* **DATA EXCERPT**:

------------

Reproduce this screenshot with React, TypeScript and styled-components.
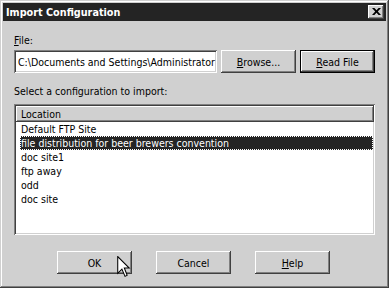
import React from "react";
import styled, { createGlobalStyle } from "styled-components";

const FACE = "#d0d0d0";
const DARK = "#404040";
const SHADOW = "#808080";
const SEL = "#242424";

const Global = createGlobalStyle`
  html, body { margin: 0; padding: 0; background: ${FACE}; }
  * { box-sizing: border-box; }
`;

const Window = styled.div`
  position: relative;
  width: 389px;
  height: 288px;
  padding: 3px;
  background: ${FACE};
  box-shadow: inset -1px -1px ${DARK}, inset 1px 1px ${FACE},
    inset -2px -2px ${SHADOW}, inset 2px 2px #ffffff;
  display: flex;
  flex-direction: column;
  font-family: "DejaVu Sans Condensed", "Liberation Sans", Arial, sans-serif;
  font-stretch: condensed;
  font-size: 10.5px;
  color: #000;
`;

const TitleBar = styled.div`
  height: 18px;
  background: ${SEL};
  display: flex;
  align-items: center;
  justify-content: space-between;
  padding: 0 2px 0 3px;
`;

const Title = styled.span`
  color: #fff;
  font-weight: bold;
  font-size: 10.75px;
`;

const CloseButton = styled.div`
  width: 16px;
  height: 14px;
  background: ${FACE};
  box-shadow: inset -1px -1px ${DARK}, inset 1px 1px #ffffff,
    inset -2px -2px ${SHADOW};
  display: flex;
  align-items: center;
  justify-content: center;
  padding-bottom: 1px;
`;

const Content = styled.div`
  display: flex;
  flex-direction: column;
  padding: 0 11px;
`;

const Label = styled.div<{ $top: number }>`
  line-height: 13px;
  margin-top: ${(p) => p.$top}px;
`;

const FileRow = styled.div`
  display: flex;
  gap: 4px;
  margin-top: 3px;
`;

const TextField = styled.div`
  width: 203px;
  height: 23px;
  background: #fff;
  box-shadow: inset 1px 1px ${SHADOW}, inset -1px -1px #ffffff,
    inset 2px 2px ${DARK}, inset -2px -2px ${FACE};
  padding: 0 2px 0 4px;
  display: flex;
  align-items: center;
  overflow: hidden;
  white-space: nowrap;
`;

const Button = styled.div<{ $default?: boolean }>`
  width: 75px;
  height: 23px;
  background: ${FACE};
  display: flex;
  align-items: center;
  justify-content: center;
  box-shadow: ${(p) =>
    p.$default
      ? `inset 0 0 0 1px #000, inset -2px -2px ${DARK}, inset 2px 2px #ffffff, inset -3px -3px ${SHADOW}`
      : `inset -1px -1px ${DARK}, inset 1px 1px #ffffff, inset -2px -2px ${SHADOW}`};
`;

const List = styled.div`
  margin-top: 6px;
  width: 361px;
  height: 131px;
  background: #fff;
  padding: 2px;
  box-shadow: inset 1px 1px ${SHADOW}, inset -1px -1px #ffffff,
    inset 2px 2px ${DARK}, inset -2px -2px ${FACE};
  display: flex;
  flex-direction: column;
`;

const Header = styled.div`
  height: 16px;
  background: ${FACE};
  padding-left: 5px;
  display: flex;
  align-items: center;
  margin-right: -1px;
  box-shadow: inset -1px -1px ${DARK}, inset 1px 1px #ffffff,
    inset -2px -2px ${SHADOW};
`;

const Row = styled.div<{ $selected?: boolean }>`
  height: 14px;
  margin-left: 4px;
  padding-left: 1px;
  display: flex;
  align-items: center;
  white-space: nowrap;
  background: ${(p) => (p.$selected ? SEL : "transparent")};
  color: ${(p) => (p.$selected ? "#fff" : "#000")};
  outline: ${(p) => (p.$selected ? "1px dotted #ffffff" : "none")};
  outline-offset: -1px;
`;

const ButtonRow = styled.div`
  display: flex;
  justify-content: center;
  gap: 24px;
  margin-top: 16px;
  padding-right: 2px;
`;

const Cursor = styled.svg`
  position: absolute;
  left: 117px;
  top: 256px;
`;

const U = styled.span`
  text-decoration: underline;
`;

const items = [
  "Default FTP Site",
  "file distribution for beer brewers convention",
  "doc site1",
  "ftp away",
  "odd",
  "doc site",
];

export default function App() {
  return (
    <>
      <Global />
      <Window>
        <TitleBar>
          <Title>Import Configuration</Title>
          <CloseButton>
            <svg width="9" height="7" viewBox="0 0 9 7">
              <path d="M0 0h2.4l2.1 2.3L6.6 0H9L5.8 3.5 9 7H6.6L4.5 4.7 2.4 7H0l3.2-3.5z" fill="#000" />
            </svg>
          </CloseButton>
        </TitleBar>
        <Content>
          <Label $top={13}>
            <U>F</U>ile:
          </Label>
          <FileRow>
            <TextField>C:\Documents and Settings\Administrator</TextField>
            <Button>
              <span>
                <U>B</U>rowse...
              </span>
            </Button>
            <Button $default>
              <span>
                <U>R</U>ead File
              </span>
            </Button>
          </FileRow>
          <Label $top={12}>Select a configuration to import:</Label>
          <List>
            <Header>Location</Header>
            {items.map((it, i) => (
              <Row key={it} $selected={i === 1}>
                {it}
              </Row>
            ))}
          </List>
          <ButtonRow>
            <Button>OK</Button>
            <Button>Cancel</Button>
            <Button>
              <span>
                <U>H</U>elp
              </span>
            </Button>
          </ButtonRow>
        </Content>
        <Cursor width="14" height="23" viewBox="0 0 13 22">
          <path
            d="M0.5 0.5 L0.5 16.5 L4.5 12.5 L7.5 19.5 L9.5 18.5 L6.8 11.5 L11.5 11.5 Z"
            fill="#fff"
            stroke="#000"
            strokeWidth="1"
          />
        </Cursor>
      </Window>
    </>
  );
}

------------

* **WORK TO DO**: Copy out each line word for word, please, skipping the images.

* **EXERCISE ANSWER**:
Reproduce this screenshot with React, TypeScript and styled-components.
import React from "react";
import styled, { createGlobalStyle } from "styled-components";

const FACE = "#d0d0d0";
const DARK = "#404040";
const SHADOW = "#808080";
const SEL = "#242424";

const Global = createGlobalStyle`
  html, body { margin: 0; padding: 0; background: ${FACE}; }
  * { box-sizing: border-box; }
`;

const Window = styled.div`
  position: relative;
  width: 389px;
  height: 288px;
  padding: 3px;
  background: ${FACE};
  box-shadow: inset -1px -1px ${DARK}, inset 1px 1px ${FACE},
    inset -2px -2px ${SHADOW}, inset 2px 2px #ffffff;
  display: flex;
  flex-direction: column;
  font-family: "DejaVu Sans Condensed", "Liberation Sans", Arial, sans-serif;
  font-stretch: condensed;
  font-size: 10.5px;
  color: #000;
`;

const TitleBar = styled.div`
  height: 18px;
  background: ${SEL};
  display: flex;
  align-items: center;
  justify-content: space-between;
  padding: 0 2px 0 3px;
`;

const Title = styled.span`
  color: #fff;
  font-weight: bold;
  font-size: 10.75px;
`;

const CloseButton = styled.div`
  width: 16px;
  height: 14px;
  background: ${FACE};
  box-shadow: inset -1px -1px ${DARK}, inset 1px 1px #ffffff,
    inset -2px -2px ${SHADOW};
  display: flex;
  align-items: center;
  justify-content: center;
  padding-bottom: 1px;
`;

const Content = styled.div`
  display: flex;
  flex-direction: column;
  padding: 0 11px;
`;

const Label = styled.div<{ $top: number }>`
  line-height: 13px;
  margin-top: ${(p) => p.$top}px;
`;

const FileRow = styled.div`
  display: flex;
  gap: 4px;
  margin-top: 3px;
`;

const TextField = styled.div`
  width: 203px;
  height: 23px;
  background: #fff;
  box-shadow: inset 1px 1px ${SHADOW}, inset -1px -1px #ffffff,
    inset 2px 2px ${DARK}, inset -2px -2px ${FACE};
  padding: 0 2px 0 4px;
  display: flex;
  align-items: center;
  overflow: hidden;
  white-space: nowrap;
`;

const Button = styled.div<{ $default?: boolean }>`
  width: 75px;
  height: 23px;
  background: ${FACE};
  display: flex;
  align-items: center;
  justify-content: center;
  box-shadow: ${(p) =>
    p.$default
      ? `inset 0 0 0 1px #000, inset -2px -2px ${DARK}, inset 2px 2px #ffffff, inset -3px -3px ${SHADOW}`
      : `inset -1px -1px ${DARK}, inset 1px 1px #ffffff, inset -2px -2px ${SHADOW}`};
`;

const List = styled.div`
  margin-top: 6px;
  width: 361px;
  height: 131px;
  background: #fff;
  padding: 2px;
  box-shadow: inset 1px 1px ${SHADOW}, inset -1px -1px #ffffff,
    inset 2px 2px ${DARK}, inset -2px -2px ${FACE};
  display: flex;
  flex-direction: column;
`;

const Header = styled.div`
  height: 16px;
  background: ${FACE};
  padding-left: 5px;
  display: flex;
  align-items: center;
  margin-right: -1px;
  box-shadow: inset -1px -1px ${DARK}, inset 1px 1px #ffffff,
    inset -2px -2px ${SHADOW};
`;

const Row = styled.div<{ $selected?: boolean }>`
  height: 14px;
  margin-left: 4px;
  padding-left: 1px;
  display: flex;
  align-items: center;
  white-space: nowrap;
  background: ${(p) => (p.$selected ? SEL : "transparent")};
  color: ${(p) => (p.$selected ? "#fff" : "#000")};
  outline: ${(p) => (p.$selected ? "1px dotted #ffffff" : "none")};
  outline-offset: -1px;
`;

const ButtonRow = styled.div`
  display: flex;
  justify-content: center;
  gap: 24px;
  margin-top: 16px;
  padding-right: 2px;
`;

const Cursor = styled.svg`
  position: absolute;
  left: 117px;
  top: 256px;
`;

const U = styled.span`
  text-decoration: underline;
`;

const items = [
  "Default FTP Site",
  "file distribution for beer brewers convention",
  "doc site1",
  "ftp away",
  "odd",
  "doc site",
];

export default function App() {
  return (
    <>
      <Global />
      <Window>
        <TitleBar>
          <Title>Import Configuration</Title>
          <CloseButton>
            <svg width="9" height="7" viewBox="0 0 9 7">
              <path d="M0 0h2.4l2.1 2.3L6.6 0H9L5.8 3.5 9 7H6.6L4.5 4.7 2.4 7H0l3.2-3.5z" fill="#000" />
            </svg>
          </CloseButton>
        </TitleBar>
        <Content>
          <Label $top={13}>
            <U>F</U>ile:
          </Label>
          <FileRow>
            <TextField>C:\Documents and Settings\Administrator</TextField>
            <Button>
              <span>
                <U>B</U>rowse...
              </span>
            </Button>
            <Button $default>
              <span>
                <U>R</U>ead File
              </span>
            </Button>
          </FileRow>
          <Label $top={12}>Select a configuration to import:</Label>
          <List>
            <Header>Location</Header>
            {items.map((it, i) => (
              <Row key={it} $selected={i === 1}>
                {it}
              </Row>
            ))}
          </List>
          <ButtonRow>
            <Button>OK</Button>
            <Button>Cancel</Button>
            <Button>
              <span>
                <U>H</U>elp
              </span>
            </Button>
          </ButtonRow>
        </Content>
        <Cursor width="14" height="23" viewBox="0 0 13 22">
          <path
            d="M0.5 0.5 L0.5 16.5 L4.5 12.5 L7.5 19.5 L9.5 18.5 L6.8 11.5 L11.5 11.5 Z"
            fill="#fff"
            stroke="#000"
            strokeWidth="1"
          />
        </Cursor>
      </Window>
    </>
  );
}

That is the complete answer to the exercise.